There is one change in the affordable requirements ordinance that Cogan said pleases developers. The chance to build off-site instead of at the development they are getting city assistance from.

“But the new ordinance, even though it has new incentives built into it, it’s still has the same fundamental problem as the original ordinance had and that was it’s taking under the law,” Colgan said.

Taking property, Colgan argues, is unconstitutional. And his group is continuing the lawsuit.

Pouring millions of dollars into the city’s coffers rather than deliver affordable housing units helps perpetuate racial and economic segregation in the city

A separate WBEZ analysis found that was also true for apartment complexes funded by federal low income housing tax credits. LIHTC developments are clustered on the South and West Sides — where it’s cheaper, and there’s less resistance.

But Marisa Novara of the Metropolitan Planning Council said this doesn’t give families access to better neighborhoods — otherwise known as ‘opportunity areas.’

“What if some portion of those buyout fees were set aside specifically for low income housing tax credit developments in low-poverty areas to bridge the financing gap that only grows larger when the property is higher valued,” Novara said.
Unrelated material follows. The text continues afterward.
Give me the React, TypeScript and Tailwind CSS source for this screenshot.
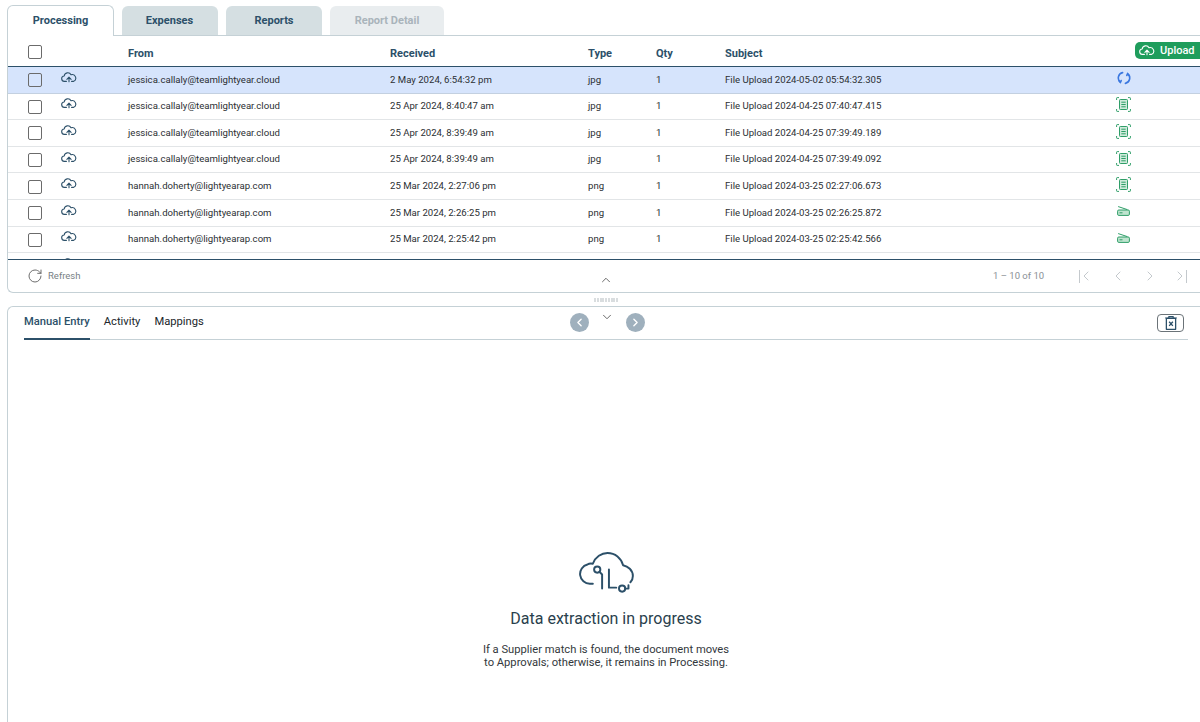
import React from "react";
import { ChevronDown, ChevronLeft, ChevronRight, ChevronUp, RotateCw } from "lucide-react";

const rows = [
  { from: "jessica.callaly@teamlightyear.cloud", received: "2 May 2024, 6:54:32 pm", type: "jpg", subject: "File Upload 2024-05-02 05:54:32.305", status: "sync" },
  { from: "jessica.callaly@teamlightyear.cloud", received: "25 Apr 2024, 8:40:47 am", type: "jpg", subject: "File Upload 2024-04-25 07:40:47.415", status: "doc" },
  { from: "jessica.callaly@teamlightyear.cloud", received: "25 Apr 2024, 8:39:49 am", type: "jpg", subject: "File Upload 2024-04-25 07:39:49.189", status: "doc" },
  { from: "jessica.callaly@teamlightyear.cloud", received: "25 Apr 2024, 8:39:49 am", type: "jpg", subject: "File Upload 2024-04-25 07:39:49.092", status: "doc" },
  { from: "hannah.doherty@lightyearap.com", received: "25 Mar 2024, 2:27:06 pm", type: "png", subject: "File Upload 2024-03-25 02:27:06.673", status: "doc" },
  { from: "hannah.doherty@lightyearap.com", received: "25 Mar 2024, 2:26:25 pm", type: "png", subject: "File Upload 2024-03-25 02:26:25.872", status: "scan" },
  { from: "hannah.doherty@lightyearap.com", received: "25 Mar 2024, 2:25:42 pm", type: "png", subject: "File Upload 2024-03-25 02:25:42.566", status: "scan" },
];

const gridCols = "grid grid-cols-[33px_67px_262px_198px_68px_69px_385px_1fr] items-center pl-[20px]";

function CloudUp({ className }: { className?: string }) {
  return (
    <svg viewBox="0 0 16 13" fill="none" stroke="currentColor" strokeWidth="1.1" strokeLinecap="round" strokeLinejoin="round" className={className}>
      <path d="M5.4 10.400H3.600A2.700 2.700 0 0 1 3.200 5 3.600 3.600 0 0 1 10 3.800 3.300 3.300 0 0 1 12.400 10.400H10.600" />
      <path d="M8 10.800V6.400M5.900 8.400 8 6.200l2.100 2.200" />
    </svg>
  );
}

function SyncIcon() {
  return (
    <svg viewBox="0 0 14 14" fill="none" stroke="#3b78e0" strokeWidth="1.600" strokeLinecap="round" className="w-[14px] h-[14px]">
      <path d="M5.600 1.600A5.400 5.400 0 0 0 3 10.800" />
      <path d="M8.400 12.400A5.400 5.400 0 0 0 11 3.200" />
      <path d="M1.900 9.800 3.400 11.400l.8-1.800M12.100 4.200 10.600 2.600 9.800 4.400" />
    </svg>
  );
}

function DocIcon() {
  return (
    <svg viewBox="0 0 15 15" fill="none" stroke="#2f9e68" strokeWidth="1" className="w-[15px] h-[15px]">
      <path d="M.6 3V1.200q0-.6.6-.6H3M12 .6h1.800q.6 0 .6.6V3M14.400 12v1.800q0 .6-.6.6H12M3 14.400H1.200q-.6 0-.6-.6V12" />
      <rect x="3.500" y="2.500" width="8" height="10" rx="0.800" fill="#cfeadb" />
      <path d="M5.300 5.200h4.400M5.300 7.500h4.400M5.300 9.800h4.400" />
    </svg>
  );
}

function ScanIcon() {
  return (
    <svg viewBox="0 0 13 10" fill="none" stroke="#2f9e68" className="w-[13px] h-[10px]">
      <path d="M1.500.7 10 3.500" strokeWidth="1" strokeLinecap="round" />
      <rect x="0.600" y="4" width="11.800" height="5.400" rx="1.200" fill="#bfe4cf" strokeWidth="1" />
      <path d="M2.500 6.800h3" strokeWidth="1" />
    </svg>
  );
}

function BigCloud() {
  return (
    <svg viewBox="0 0 56 42" fill="none" stroke="#2c5069" strokeWidth="2" strokeLinecap="round" strokeLinejoin="round" className="w-[55px] h-[41px]">
      <path d="M14 32.500H11A10 10 0 0 1 8.500 12.800C10 11.800 12 11.500 14 12 16.500 5 23 1 29 1 37 1 43 6.500 45 13.500 50 14.500 55 18.500 55 24.500 55 27 54 29.500 52.500 31" />
      <circle cx="18.500" cy="18" r="3.200" />
      <path d="M21 20.500 23.500 23V37.500" />
      <path d="M30.500 18V36.500H38" />
      <circle cx="44" cy="37.500" r="3.200" />
      <path d="M47.200 37.500H50.500V34" />
    </svg>
  );
}

function TrashX() {
  return (
    <svg viewBox="0 0 11 13" fill="none" stroke="#2c5069" className="w-[12px] h-[14px]">
      <path d="M0 1.800h11M3.500 1.500V.5h4v1" strokeWidth="1" />
      <rect x="1.200" y="2.300" width="8.600" height="10.200" rx="0.500" strokeWidth="1.200" />
      <path d="M3.800 5.400 7.200 9.200M7.200 5.400 3.800 9.200" strokeWidth="1.300" />
    </svg>
  );
}

function Checkbox({ className }: { className?: string }) {
  return <span className={"block w-[14px] h-[14px] rounded-[2px] border border-[#6b6b6b] bg-transparent " + (className ?? "")} />;
}

function Tab({ label, className }: { label: string; className: string }) {
  return (
    <div className={"flex items-center justify-center rounded-t-[6px] text-[11px] font-bold " + className}>
      {label}
    </div>
  );
}

function Row({ row, selected }: { row: (typeof rows)[number]; selected: boolean }) {
  return (
    <div className={gridCols + " h-[26.6px] shrink-0 border-b text-[9.6px] text-[#2b2f33] " + (selected ? "bg-[#d6e4fc] border-[#c3d0e0]" : "border-[#e2e5e7]")}>
      <Checkbox className="mt-[1px]" />
      <CloudUp className="w-[16px] h-[13px] text-[#2c5069] mt-[-5px]" />
      <span>{row.from}</span>
      <span>{row.received}</span>
      <span>{row.type}</span>
      <span>1</span>
      <span>{row.subject}</span>
      <span className="flex w-[27px] justify-center mt-[-3px]">
        {row.status === "sync" && <SyncIcon />}
        {row.status === "doc" && <DocIcon />}
        {row.status === "scan" && <ScanIcon />}
      </span>
    </div>
  );
}

export default function App() {
  return (
    <div className="w-[1200px] h-[722px] overflow-hidden bg-white pl-[7px] pt-[5px] font-['Roboto',sans-serif] text-[#2c5069]">
      {/* tabs */}
      <div className="flex h-[31px] items-end border-b border-[#c5d1d6]">
        <Tab label="Processing" className="w-[107px] h-[31px] -mb-px bg-white border border-b-0 border-[#c5d1d6]" />
        <Tab label="Expenses" className="ml-[8px] w-[96px] h-[29px] pt-[2px] pr-[1px] bg-[#d5dfe2]" />
        <Tab label="Reports" className="ml-[8px] w-[96px] h-[29px] pt-[2px] bg-[#d5dfe2]" />
        <Tab label="Report Detail" className="ml-[8px] w-[114px] h-[29px] pt-[2px] bg-[#e9edef] text-[#a9b4bb]" />
      </div>

      {/* table */}
      <div className="h-[257px] rounded-bl-[6px] border-l border-b border-[#c5d1d6] flex flex-col">
        <div className={gridCols + " relative h-[31px] shrink-0 border-b border-[#2c5069] pt-[7px] text-[11px] font-bold"}>
          <Checkbox className="mt-[-5px]" />
          <span />
          <span>From</span>
          <span>Received</span>
          <span>Type</span>
          <span>Qty</span>
          <span>Subject</span>
          <div className="absolute right-0 top-[6px] flex h-[17px] w-[65px] items-center gap-[5px] rounded-l-[5px] bg-[#1f9d5c] pl-[4px] text-[11px] font-medium text-white">
            <CloudUp className="w-[16px] h-[13px]" />
            <span className="mt-[1px]">Upload</span>
          </div>
        </div>
        <div className="flex h-[193px] shrink-0 flex-col overflow-hidden border-b border-[#2c5069]">
          {rows.map((row, i) => (
            <Row key={i} row={row} selected={i === 0} />
          ))}
          {/* next row just peeks out of the scroll area */}
          <div className={gridCols + " h-[26.6px] shrink-0"}>
            <span />
            <CloudUp className="w-[16px] h-[13px] text-[#2c5069] mt-[-5px]" />
          </div>
        </div>
        <div className="flex flex-1 items-center pl-[19px] text-[9.5px] text-[#777f85]">
          <RotateCw className="w-[16px] h-[16px] text-[#6e6e6e]" strokeWidth={1.500} />
          <span className="ml-[5px] mt-[1px] w-[40px]">Refresh</span>
          <ChevronUp className="ml-[511px] mt-[7px] w-[14px] h-[14px] text-[#555]" strokeWidth={1.500} />
          <span className="ml-[380px] text-[#8a9095]">1 – 10 of 10</span>
          <div className="ml-[34px] flex items-center gap-[16px] text-[#c4c9cd]">
            <span className="flex w-[16px] items-center justify-center">
              <span className="h-[13px] w-px shrink-0 bg-[#c4c9cd]" />
              <ChevronLeft className="w-[16px] h-[16px] shrink-0 -ml-[2px]" strokeWidth={1.500} />
            </span>
            <ChevronLeft className="w-[16px] h-[16px]" strokeWidth={1.500} />
            <ChevronRight className="w-[16px] h-[16px]" strokeWidth={1.500} />
            <span className="-ml-[3px] flex w-[16px] items-center justify-center">
              <ChevronRight className="w-[16px] h-[16px] shrink-0 -mr-[2px]" strokeWidth={1.500} />
              <span className="h-[13px] w-px shrink-0 bg-[#c4c9cd]" />
            </span>
          </div>
        </div>
      </div>

      {/* splitter */}
      <div className="flex h-[13px] items-center justify-center pl-[5px]">
        <div className="flex gap-[0.75px]">
          {Array.from({ length: 9 }).map((_, i) => (
            <span key={i} className="h-[4px] w-[2px] bg-[#d9dddf]" />
          ))}
        </div>
      </div>

      {/* detail panel */}
      <div className="h-[420px] rounded-tl-[6px] border-l border-t border-[#c5d1d6] pl-[16px] flex flex-col">
        <div className="flex h-[33px] w-[1164px] shrink-0 items-stretch border-b border-[#c5d1d6] text-[11.2px] text-[#20262b]">
          <div className="flex h-[33px] items-center border-b-2 border-[#2c5069] font-medium text-[#2c5069]">Manual Entry</div>
          <div className="ml-[14px] flex items-center pb-[2px]">Activity</div>
          <div className="ml-[14px] flex items-center pb-[2px]">Mappings</div>
          <div className="ml-[366px] mt-[6px] flex h-[19px] items-start">
            <span className="flex h-[19px] w-[19px] items-center justify-center rounded-full bg-[#9fb0bd] text-white">
              <ChevronLeft className="w-[13px] h-[13px]" strokeWidth={2.500} />
            </span>
            <ChevronDown className="ml-[11px] mr-[12px] mt-[-3px] w-[14px] h-[14px] text-[#555]" strokeWidth={1.500} />
            <span className="flex h-[19px] w-[19px] items-center justify-center rounded-full bg-[#9fb0bd] text-white">
              <ChevronRight className="w-[13px] h-[13px]" strokeWidth={2.500} />
            </span>
          </div>
          <div className="ml-auto mr-[4px] mt-[7px] flex h-[18px] w-[27px] items-center justify-center rounded-[4px] border border-[#6b7378]">
            <TrashX />
          </div>
        </div>
        <div className="flex w-[1164px] flex-col items-center pt-[212px]">
          <BigCloud />
          <div className="mt-[16px] text-[16px] leading-[20px] text-[#2a3f4d]">Data extraction in progress</div>
          <div className="mt-[15px] text-center text-[11.2px] leading-[12.500px] text-[#33383c]">
            If a Supplier match is found, the document moves
            <br />
            to Approvals; otherwise, it remains in Processing.
          </div>
        </div>
      </div>
    </div>
  );
}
She said there’s precedent for this. In Boston, a minimum of half of the developers’ opt-out fees must be spent in areas with less affordable housing than the city’s average.

“It’s one small example but you could look at really harnessing the market-rate activity that we have in high-value neighborhoods to do affordable development in the same type of neighborhoods,” Novara said.

Because right now, at least under the old rules, that’s not what Chicago is doing.

In the last two years, the city put money from the developer fund toward nine affordable housing developments.

Only one would probably be considered in an opportunity area — and it was for window replacement.